The concert was financially a success. The performance; however, shows the lack of experience with big works with which our choruses suffer. There are not enough opportunities to perform. Moreover, these works from time periods long ago are not truly moving our emotions as much. They seem too unrelated to the present times.

10)
Review: Dwight's Journal of Music, 30 March 1867, 8.

“Oratorio, even Handel [sic], whom New York critics have so often pronounced out of date, has had several triumphs lately both in Steinway Hall and in Brooklyn; Samson and the Messiah having been very successfully brought out under Mr. Ritter’s direction, with the aid of Mme. Parepa-Rosa, Mrs. Ritter, and others.”

11)
Review: New York Musical Gazette, April 1867, 44.

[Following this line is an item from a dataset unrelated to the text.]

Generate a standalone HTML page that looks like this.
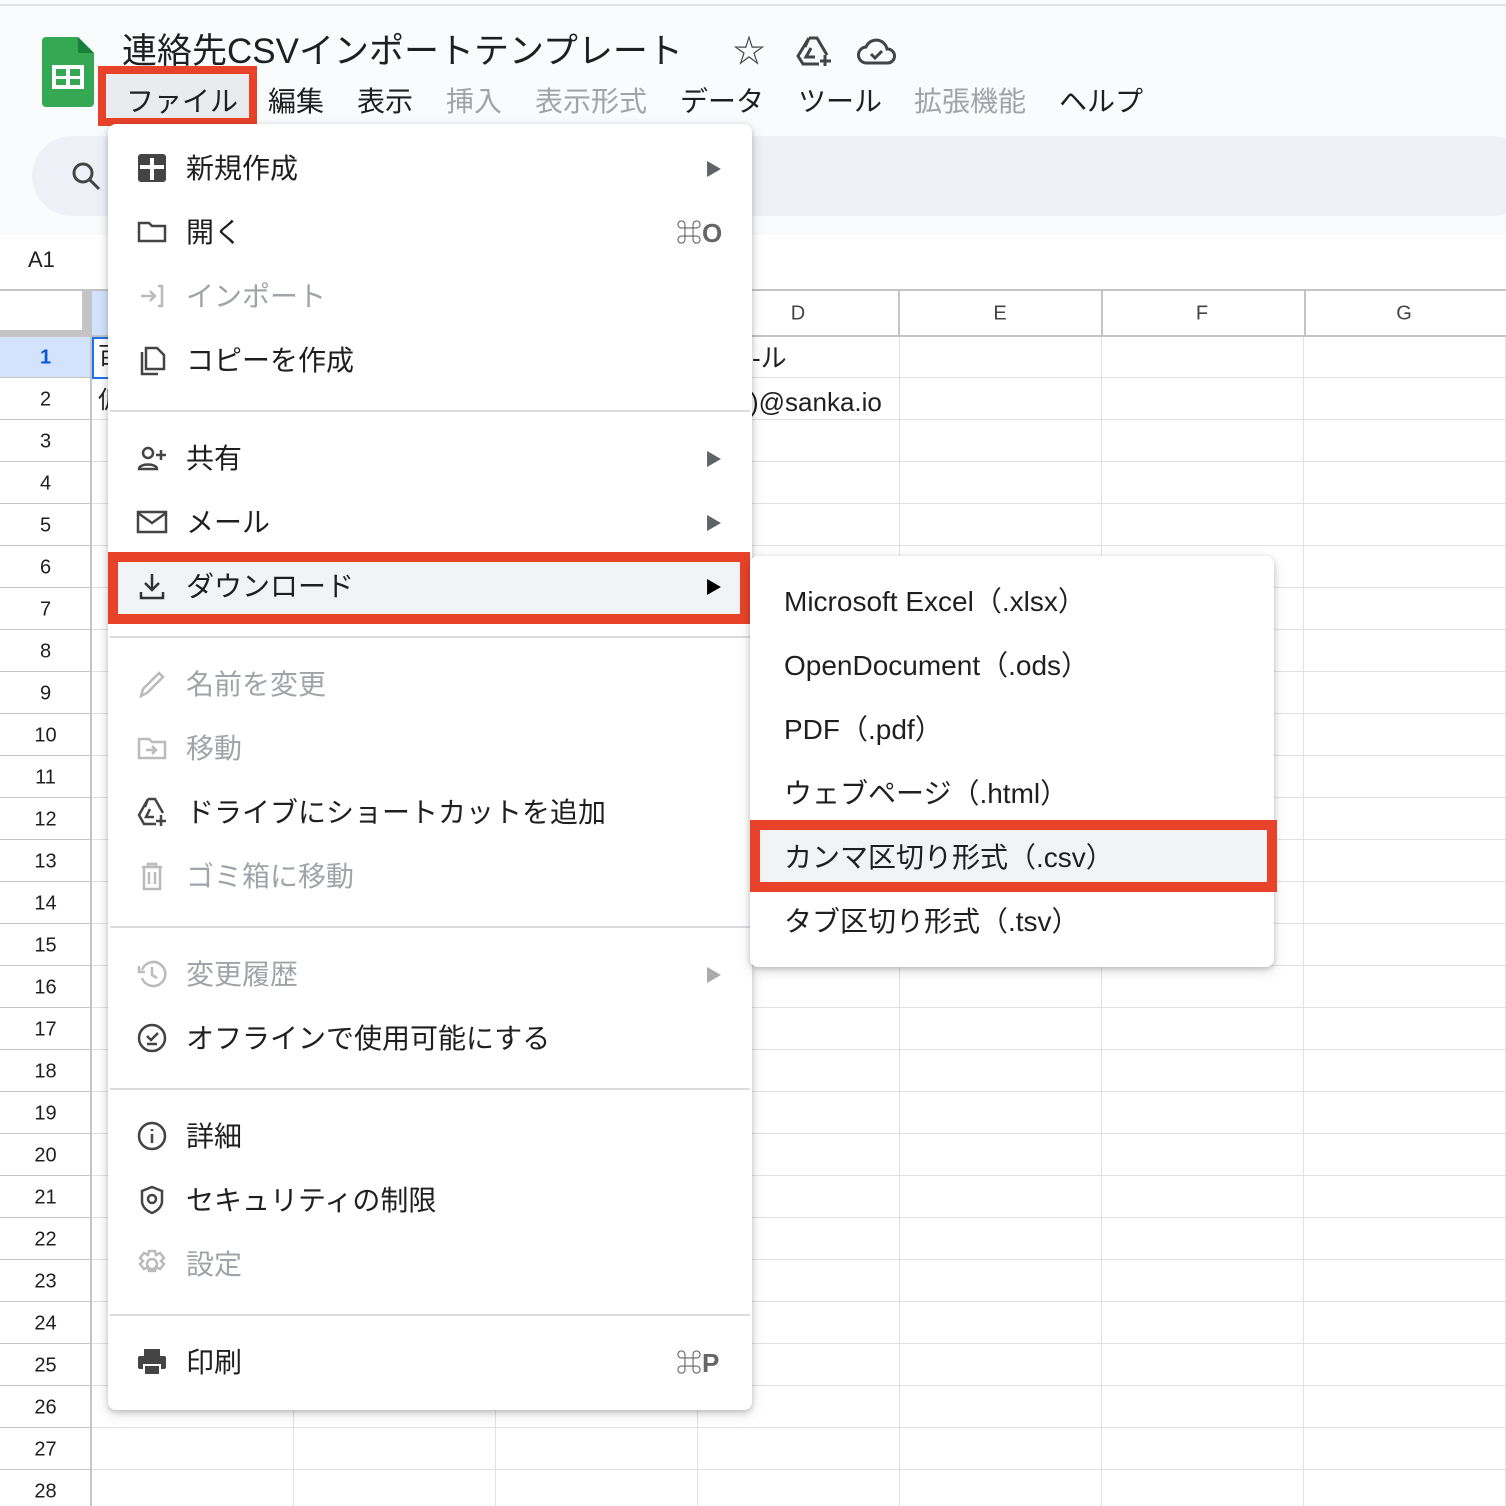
<!DOCTYPE html>
<html><head><meta charset="utf-8"><style>
*{margin:0;padding:0;box-sizing:border-box}
body{width:1506px;height:1502px;position:relative;overflow:hidden;background:#fff;font-family:"Liberation Sans","Noto Sans CJK JP",sans-serif;color:#1f1f1f}
.a{position:absolute}
.t{position:absolute;white-space:nowrap;line-height:1}
.mi{position:absolute;left:186px;font-size:28px;white-space:nowrap;line-height:1;transform:translateY(-50%);margin-top:1px}
.g{color:#a0a4a8}
.ic{position:absolute;left:136px;width:32px;height:32px;transform:translateY(-50%)}
.arr{position:absolute;left:705px;font-size:17px;color:#5f6368;transform:translateY(-50%)}
.sep{position:absolute;left:110px;width:640px;height:2px;background:#dadce0}
.sm{position:absolute;left:784px;font-size:28px;white-space:nowrap;line-height:1;transform:translateY(-50%);margin-top:1px}
.rn{position:absolute;left:0;width:91px;text-align:center;font-size:20px;color:#1f1f1f;transform:translateY(-50%);margin-top:2px}
.ch{position:absolute;top:314px;font-size:20px;color:#444;transform:translate(-50%,-50%)}
</style></head><body>
<div class="a" style="left:0;top:0;width:1506px;height:235px;background:#f9fbfd"></div>
<div class="a" style="left:0;top:4px;width:1506px;height:2px;background:#e3e3e3"></div>
<svg class="a" style="left:42px;top:37px" width="52" height="70" viewBox="0 0 52 70"><path d="M4 0h32l16 16v50a4 4 0 0 1-4 4H4a4 4 0 0 1-4-4V4a4 4 0 0 1 4-4z" fill="#34a853"/><path d="M36 0v16h16z" fill="#188038"/><rect x="10" y="28" width="32" height="24" fill="#fff"/><rect x="14" y="32" width="10" height="7" fill="#34a853"/><rect x="28" y="32" width="10" height="7" fill="#34a853"/><rect x="14" y="42" width="10" height="6" fill="#34a853"/><rect x="28" y="42" width="10" height="6" fill="#34a853"/></svg>
<div class="t" style="left:122px;top:34px;font-size:35px">連絡先CSVインポートテンプレート</div>
<div class="t" style="left:733px;top:35px;font-size:32px;color:#444">☆</div>
<svg class="a" style="left:795px;top:35px" width="40" height="32" viewBox="0 0 40 32" fill="none" stroke="#444" stroke-width="3"><path d="M14 3h8l10 17M14 3L3 21l5 8h16M14 3l-4 9M20 22h-9l5-9"/><path d="M30 20v11M25 26h11"/></svg>
<svg class="a" style="left:857px;top:36px" width="40" height="30" viewBox="0 0 40 30" fill="none" stroke="#444" stroke-width="3"><path d="M10 27a8 8 0 0 1-1-16 11 11 0 0 1 21 2 7 7 0 0 1 1 14z"/><path d="M14 18l4 4 7-7"/></svg>
<div class="a" style="left:98px;top:66px;width:159px;height:60px;border:8px solid #e8432a;background:#e9ebee"></div>
<div class="t" style="left:126px;top:88px;font-size:28px">ファイル</div>
<div class="t" style="left:268px;top:88px;font-size:28px">編集</div>
<div class="t" style="left:357px;top:88px;font-size:28px">表示</div>
<div class="t g" style="left:446px;top:88px;font-size:28px">挿入</div>
<div class="t g" style="left:535px;top:88px;font-size:28px">表示形式</div>
<div class="t" style="left:680px;top:88px;font-size:28px">データ</div>
<div class="t" style="left:798px;top:88px;font-size:28px">ツール</div>
<div class="t g" style="left:914px;top:88px;font-size:28px">拡張機能</div>
<div class="t" style="left:1059px;top:88px;font-size:28px">ヘルプ</div>
<div class="a" style="left:32px;top:136px;width:1500px;height:80px;border-radius:40px;background:#eef2f8"></div>
<svg class="a" style="left:70px;top:160px" width="32" height="32" viewBox="0 0 32 32" fill="none" stroke="#444" stroke-width="3"><circle cx="13" cy="13" r="9"/><path d="M20 20l9 9"/></svg>
<div class="t" style="left:28px;top:249px;font-size:22px">A1</div>
<div class="a" style="left:0;top:289px;width:1506px;height:2px;background:#c4c4c4"></div>
<div class="a" style="left:0;top:291px;background:#fff;border-right:9px solid #c4c4c4;border-bottom:7px solid #c4c4c4;width:91px;height:46px"></div>
<div class="a" style="left:91px;top:291px;width:20px;height:44px;background:#d3e3fd"></div>
<div class="a" style="left:91px;top:336px;width:1415px;height:1170px;background:
repeating-linear-gradient(to right,#e1e1e1 0 1px,transparent 1px 202px),
repeating-linear-gradient(to bottom,transparent 0 41px,#e1e1e1 41px 42px)"></div>
<div class="a" style="left:697px;top:291px;width:809px;height:44px;background:repeating-linear-gradient(to right,transparent 0 201px,#c4c4c4 201px 203px)"></div>
<div class="a" style="left:0;top:335px;width:1506px;height:2px;background:#c4c4c4"></div>
<div class="a" style="left:0;top:336px;width:91px;height:1170px;background:repeating-linear-gradient(to bottom,transparent 0 41px,#c4c4c4 41px 42px)"></div>
<div class="a" style="left:0;top:337px;width:91px;height:40px;background:#d3e3fd"></div>
<div class="a" style="left:90px;top:291px;width:2px;height:1215px;background:#c4c4c4"></div>
<div class="a" style="left:92px;top:337px;width:20px;height:42px;border:2px solid #1a73e8;border-right:none"></div>
<div class="t" style="left:98px;top:345px;font-size:24px">百</div>
<div class="t" style="left:98px;top:389px;font-size:24px">仮</div>
<div class="ch" style="left:798px">D</div><div class="ch" style="left:1000px">E</div><div class="ch" style="left:1202px">F</div><div class="ch" style="left:1404px">G</div>
<div class="t" style="left:752px;top:345px;font-size:26px">-ル</div>
<div class="t" style="left:750px;top:389px;font-size:26px">)@sanka.io</div>
<div class="rn" style="top:356px;font-weight:bold;color:#0b57d0">1</div>
<div class="rn" style="top:398px">2</div><div class="rn" style="top:440px">3</div><div class="rn" style="top:482px">4</div><div class="rn" style="top:524px">5</div><div class="rn" style="top:566px">6</div><div class="rn" style="top:608px">7</div><div class="rn" style="top:650px">8</div><div class="rn" style="top:692px">9</div><div class="rn" style="top:734px">10</div><div class="rn" style="top:776px">11</div><div class="rn" style="top:818px">12</div><div class="rn" style="top:860px">13</div><div class="rn" style="top:902px">14</div><div class="rn" style="top:944px">15</div><div class="rn" style="top:986px">16</div><div class="rn" style="top:1028px">17</div><div class="rn" style="top:1070px">18</div><div class="rn" style="top:1112px">19</div><div class="rn" style="top:1154px">20</div><div class="rn" style="top:1196px">21</div><div class="rn" style="top:1238px">22</div><div class="rn" style="top:1280px">23</div><div class="rn" style="top:1322px">24</div><div class="rn" style="top:1364px">25</div><div class="rn" style="top:1406px">26</div><div class="rn" style="top:1448px">27</div><div class="rn" style="top:1490px">28</div>
<div class="a" style="left:108px;top:124px;width:644px;height:1286px;background:#fff;border-radius:8px;box-shadow:0 2px 6px rgba(0,0,0,.2),0 4px 14px rgba(0,0,0,.12)"></div>
<svg class="ic" style="top:168px" viewBox="0 0 32 32"><rect x="2" y="2" width="28" height="28" rx="3" fill="#444"/><path d="M16 6v22M4 15h24" stroke="#fff" stroke-width="4"/></svg>
<div class="mi" style="top:168px">新規作成</div><div class="arr" style="top:168px">▶</div>
<svg class="ic" style="top:232px" viewBox="0 0 32 32" fill="none" stroke="#444" stroke-width="2.5"><path d="M3 7h10l3 3h13v15H3z"/></svg>
<div class="mi" style="top:232px">開く</div><div class="t" style="left:676px;top:220px;font-size:26px;color:#666;font-weight:bold">⌘O</div>
<svg class="ic" style="top:296px" viewBox="0 0 32 32" fill="none" stroke="#bbb" stroke-width="2.5"><path d="M5 16h14M14 11l5 5-5 5M22 6h4v20h-4"/></svg>
<div class="mi g" style="top:296px">インポート</div>
<svg class="ic" style="top:360px" viewBox="0 0 32 32" fill="none" stroke="#444" stroke-width="2.5"><path d="M10 4h11l7 7v14H10zM6 8v22h16"/></svg>
<div class="mi" style="top:360px">コピーを作成</div>
<div class="sep" style="top:410px"></div>
<svg class="ic" style="top:458px" viewBox="0 0 32 32" fill="none" stroke="#444" stroke-width="2.5"><circle cx="12" cy="11" r="5"/><path d="M3 27c0-6 18-6 18 0zM25 8v10M20 13h10"/></svg>
<div class="mi" style="top:458px">共有</div><div class="arr" style="top:458px">▶</div>
<svg class="ic" style="top:522px" viewBox="0 0 32 32" fill="none" stroke="#444" stroke-width="2.5"><rect x="2" y="6" width="28" height="20"/><path d="M2 7l14 10 14-10"/></svg>
<div class="mi" style="top:522px">メール</div><div class="arr" style="top:522px">▶</div>
<div class="a" style="left:108px;top:552px;width:642px;height:72px;border:10px solid #e8432a;background:#f1f3f4"></div>
<svg class="ic" style="top:586px" viewBox="0 0 32 32" fill="none" stroke="#333" stroke-width="2.5"><path d="M16 4v16M9 13l7 7 7-7M5 22v6h22v-6"/></svg>
<div class="mi" style="top:586px">ダウンロード</div><div class="arr" style="top:586px;color:#000">▶</div>
<div class="sep" style="top:636px"></div>
<svg class="ic" style="top:684px" viewBox="0 0 32 32" fill="none" stroke="#bbb" stroke-width="2.5"><path d="M5 28l2-7 16-16 4 4-16 16z"/></svg>
<div class="mi g" style="top:684px">名前を変更</div>
<svg class="ic" style="top:748px" viewBox="0 0 32 32" fill="none" stroke="#bbb" stroke-width="2.5"><path d="M3 7h10l3 3h13v16H3zM10 18h10M16 14l4 4-4 4"/></svg>
<div class="mi g" style="top:748px">移動</div>
<svg class="ic" style="top:812px" viewBox="0 0 32 32" fill="none" stroke="#444" stroke-width="2.5"><path d="M12 3h7l8 14M12 3L3 19l5 9h12M12 3l-3 8M18 21h-8l4-8"/><path d="M25 19v11M20 25h10"/></svg>
<div class="mi" style="top:812px">ドライブにショートカットを追加</div>
<svg class="ic" style="top:876px" viewBox="0 0 32 32" fill="none" stroke="#bbb" stroke-width="2.5"><path d="M6 7h20M12 7V4h8v3M8 7v22h16V7M13 12v12M19 12v12"/></svg>
<div class="mi g" style="top:876px">ゴミ箱に移動</div>
<div class="sep" style="top:926px"></div>
<svg class="ic" style="top:974px" viewBox="0 0 32 32" fill="none" stroke="#bbb" stroke-width="2.5"><path d="M6 12a12 12 0 1 1 0 8M3 8v6h6M16 9v8l5 3"/></svg>
<div class="mi g" style="top:974px">変更履歴</div><div class="arr" style="top:974px;color:#aaa">▶</div>
<svg class="ic" style="top:1038px" viewBox="0 0 32 32" fill="none" stroke="#444" stroke-width="2.5"><circle cx="16" cy="16" r="13"/><path d="M11 14l4 4 7-7M11 22h10"/></svg>
<div class="mi" style="top:1038px">オフラインで使用可能にする</div>
<div class="sep" style="top:1088px"></div>
<svg class="ic" style="top:1136px" viewBox="0 0 32 32" fill="none" stroke="#444" stroke-width="2.5"><circle cx="16" cy="16" r="13"/><path d="M16 14v9M16 9v2"/></svg>
<div class="mi" style="top:1136px">詳細</div>
<svg class="ic" style="top:1200px" viewBox="0 0 32 32" fill="none" stroke="#444" stroke-width="2.5"><path d="M16 3l10 4v10c0 6-5 10-10 12-5-2-10-6-10-12V7z"/><circle cx="16" cy="15" r="4"/></svg>
<div class="mi" style="top:1200px">セキュリティの制限</div>
<svg class="ic" style="top:1264px" viewBox="0 0 32 32" fill="none" stroke="#bbb" stroke-width="2.5"><circle cx="16" cy="16" r="5"/><path d="M13 3h6l1 4 4-2 4 5-3 3 3 3-4 5-4-2-1 4h-6l-1-4-4 2-4-5 3-3-3-3 4-5 4 2z"/></svg>
<div class="mi g" style="top:1264px">設定</div>
<div class="sep" style="top:1314px"></div>
<svg class="ic" style="top:1362px" viewBox="0 0 32 32"><rect x="8" y="3" width="16" height="7" fill="#444"/><rect x="2" y="10" width="28" height="13" rx="2" fill="#444"/><rect x="8" y="19" width="16" height="10" fill="#444" stroke="#fff" stroke-width="2"/></svg>
<div class="mi" style="top:1362px">印刷</div><div class="t" style="left:676px;top:1350px;font-size:26px;color:#666;font-weight:bold">⌘P</div>
<div class="a" style="left:750px;top:556px;width:524px;height:411px;background:#fff;border-radius:8px;box-shadow:0 2px 6px rgba(0,0,0,.2),0 4px 14px rgba(0,0,0,.12)"></div>
<div class="sm" style="top:601px">Microsoft Excel（.xlsx）</div>
<div class="sm" style="top:665px">OpenDocument（.ods）</div>
<div class="sm" style="top:729px">PDF（.pdf）</div>
<div class="sm" style="top:793px">ウェブページ（.html）</div>
<div class="a" style="left:750px;top:820px;width:527px;height:72px;border:10px solid #e8432a;background:#f1f3f4"></div>
<div class="sm" style="top:857px">カンマ区切り形式（.csv）</div>
<div class="sm" style="top:921px">タブ区切り形式（.tsv）</div>
</body></html>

“The most marked musical event of this crowded musical season is the unexpected revival of the popular relish for Oratorios. For some years the public have seemed to consider their homage to the genius of Handel sufficiently demonstrated by a not over-crowded attendance upon the performance of the f, as given by the Harmonic Society every Christmas eve. But within the part three months there has been a great reawakening of interest in this solid style of music. The Messiah and Samson have been repeatedly performed to large and enthusiastic audiences in New York and Brooklyn, and on Friday, the 15th inst., Judas Maccabaeus was give, at Steinway Hall, with equal effectiveness and success. The artists who, by their appreciative performances, have at once confirmed and developed this growing taste, are Mme. Parepa Rosa, Miss Hutchings, Mme. Raymond Ritter, Mr. J. R. Thomas, and Mr. Simpson, the orchestra under the direction of Mr. Ritter. The season is interrupted for the present by the engagements of Mme. Parepa, but is to be resumed in June on a still grander scale, with a chorus of 400 voices, a full orchestra and a military band.”